When people might ask about heroes, a few names always come to mind. They are names from the era of naval aviation just preceding my time. A couple of those names somewhat go together; James Bond Stockdale and Douglas Hegdahl.
Both of these gentlemen had a great influence on me as a young Navy attack pilot. Stockdale through one of the books he had written, and Hegdahl, more directly – he was one of the Survival, Evasion, Resistance, and Escape (SERE) instructors who tutored my class of aviators at Navy North Island in 1983.
Stockdale and his wife, Sybil, wrote a book they titled In Love and War. The book is an outstanding piece of work that should be required reading for every Hornet pilot in the fleet.
They organized their work in periods; he wrote about what was happening with his training and preparations to deploy to Vietnam and she would write about what she was doing at home during the same time. The book progressed from his training, to the deployment, to the start of the war, to his shootdown and capture.
The book continues in this fashion – his chapter, her chapter – through the first months of his captivity, and then the years. While he tells stories of torture, she describes her enforced silence by the government. The silence and frustration soon turn into political action on her part, along with many other Navy and Air Force wives of pilots held prisoner.
More than anything, they highlight how their commitment to God, for one another, and their family kept them going through his captivity, which began on September 9, 1965. Stockdale and other prisoners acquired their freedom again after North Vietnam released them on February 12, 1973. For Stockdale, this was a total of 2716 days spent in confinement.
Between his actions as a prisoner of war, and his wife’s political actions, the Stockdales proved to be a thorn in the side of the North Vietnamese in many ways. Between them and the personal testimony of first-hand torture given at the Paris peace talks by Douglas Hegdahl, the North Vietnamese came off looking very bad.
Douglas Hegdahl’s story is a very different story. In 1967, Hegdahl was a Seaman Apprentice serving on board the USS Canberra. Sometime during the night of April 6, the firing of a five-inch gun blew Hegdahl off the back of the ship. He treaded water for a day before friendly North Vietnamese fishermen picked him up and took him ashore.
The fishermen turned Hegdahl over to the North Vietnamese military and he ended up in the Hanoi Hilton with many Navy and Air Force pilots. The Vietnamese accused Hegdahl of being a spy or some other operative. Hegdahl quickly determined because of his background, he could play up the part of being an ignorant, uneducated, subservient. The Vietnamese bought his story and he actually had a great run of the camp that other prisoners did not have.
During his trips around the camp, Hegdahl was able to take the names of 256 prisoners the Vietnamese captured, but failed to report as prisoners.
In August of 1969, the North Vietnamese agreed to release three prisoners of war as a propaganda event. Hegdahl, because of his convincing act of mental deficiency, was one of the prisoners chosen. He did not want his release associated with the other two prisoners; the other POWs considered them as collaborators with the enemy.

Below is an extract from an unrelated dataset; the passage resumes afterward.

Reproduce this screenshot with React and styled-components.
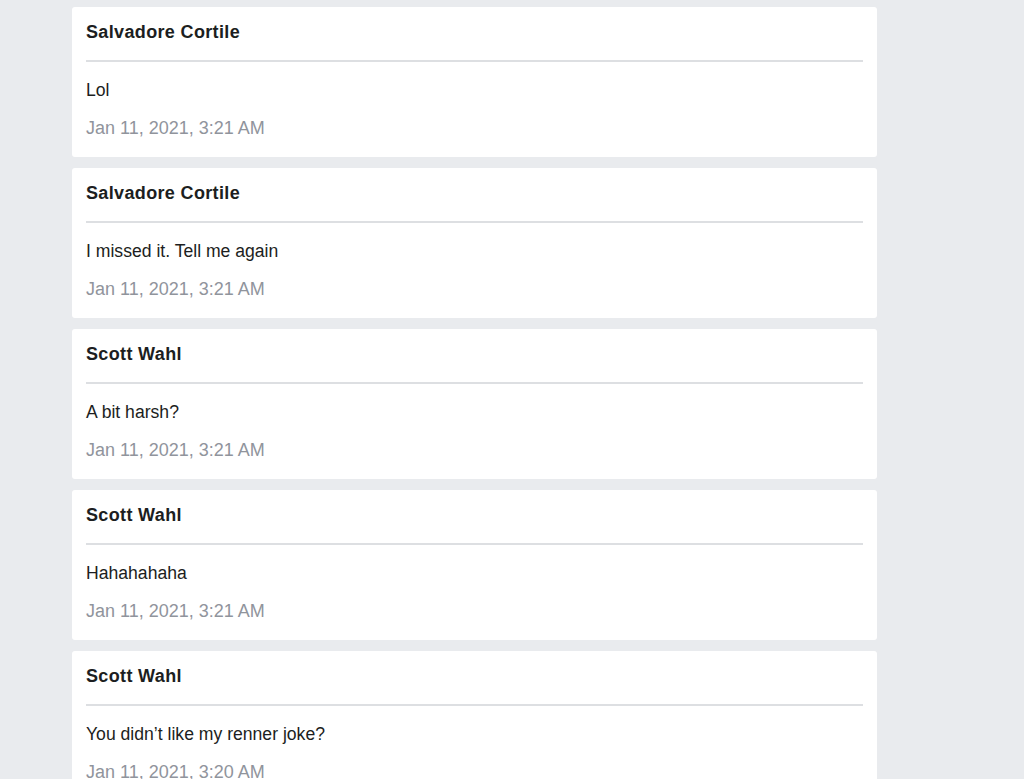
import React from 'react';
import styled, { createGlobalStyle } from 'styled-components';

const GlobalStyle = createGlobalStyle`
    html, body {
        margin: 0;
        padding: 0;
        background-color: #e9ebee;
        font-family: "Liberation Sans", Arial, sans-serif;
    }
`;

const Feed = styled.div`
    width: 805px;
    margin-left: 72px;
    padding-top: 7px;
    display: flex;
    flex-direction: column;
    gap: 11px;
`;

const Card = styled.div`
    background-color: #fff;
    border-radius: 3px;
    padding: 13px 14px 17px;
    display: flex;
    flex-direction: column;
`;

const Author = styled.div`
    font-size: 18px;
    line-height: 24px;
    font-weight: 700;
    letter-spacing: 0.35px;
    color: #1c1e21;
`;

const Divider = styled.hr`
    border: none;
    height: 2px;
    background-color: #dddfe2;
    margin: 16px 0 16px;
`;

const Body = styled.div`
    font-size: 17.6px;
    line-height: 24px;
    color: #1c1e21;
`;

const Time = styled.div`
    margin-top: 14px;
    font-size: 18px;
    line-height: 24px;
    color: #90949c;
`;

const comments = [
    { author: 'Salvadore Cortile', text: 'Lol', time: 'Jan 11, 2021, 3:21 AM' },
    { author: 'Salvadore Cortile', text: 'I missed it. Tell me again', time: 'Jan 11, 2021, 3:21 AM' },
    { author: 'Scott Wahl', text: 'A bit harsh?', time: 'Jan 11, 2021, 3:21 AM' },
    { author: 'Scott Wahl', text: 'Hahahahaha', time: 'Jan 11, 2021, 3:21 AM' },
    { author: 'Scott Wahl', text: 'You didn\u2019t like my renner joke?', time: 'Jan 11, 2021, 3:20 AM' },
];

const App = () => {
    return (
        <>
            <GlobalStyle />
            <Feed>
                {comments.map((c, i) => (
                    <Card key={i}>
                        <Author>{c.author}</Author>
                        <Divider />
                        <Body>{c.text}</Body>
                        <Time>{c.time}</Time>
                    </Card>
                ))}
            </Feed>
        </>
    );
};

export default App;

It took the direct order of his commanding Senior Ranking Officer (SRO), LCDR Richard A. Stratton, to get Hegdahl to participate in the release. Stratton wanted Hegdahl to take out the names of those 256 prisoners our military still listed as missing in action. He also wanted Hegdahl to testify as to the treatment the prisoners were currently undergoing.
When released, Hegdahl was afraid the excitement of being free would cause him to forget the names of the 256 missing airmen. On the day he related this story to our class at SERE school 14 years later, he said, “I don’t know why I worried. I still remember the names of each of those airmen today.” He then went on to recite their names and information, to the original tune of “Old MacDonald’s Farm.”
After debriefing and getting the names to our intelligence people, it was time to complete the rest of his mission, per the orders of LCDR Stratton. Hegdahl informed the world of the torture and mistreatment of American POWs at the hands of the North Vietnamese.
He did so, face-to-face with the North Vietnamese, at the 1970 Paris peace talks.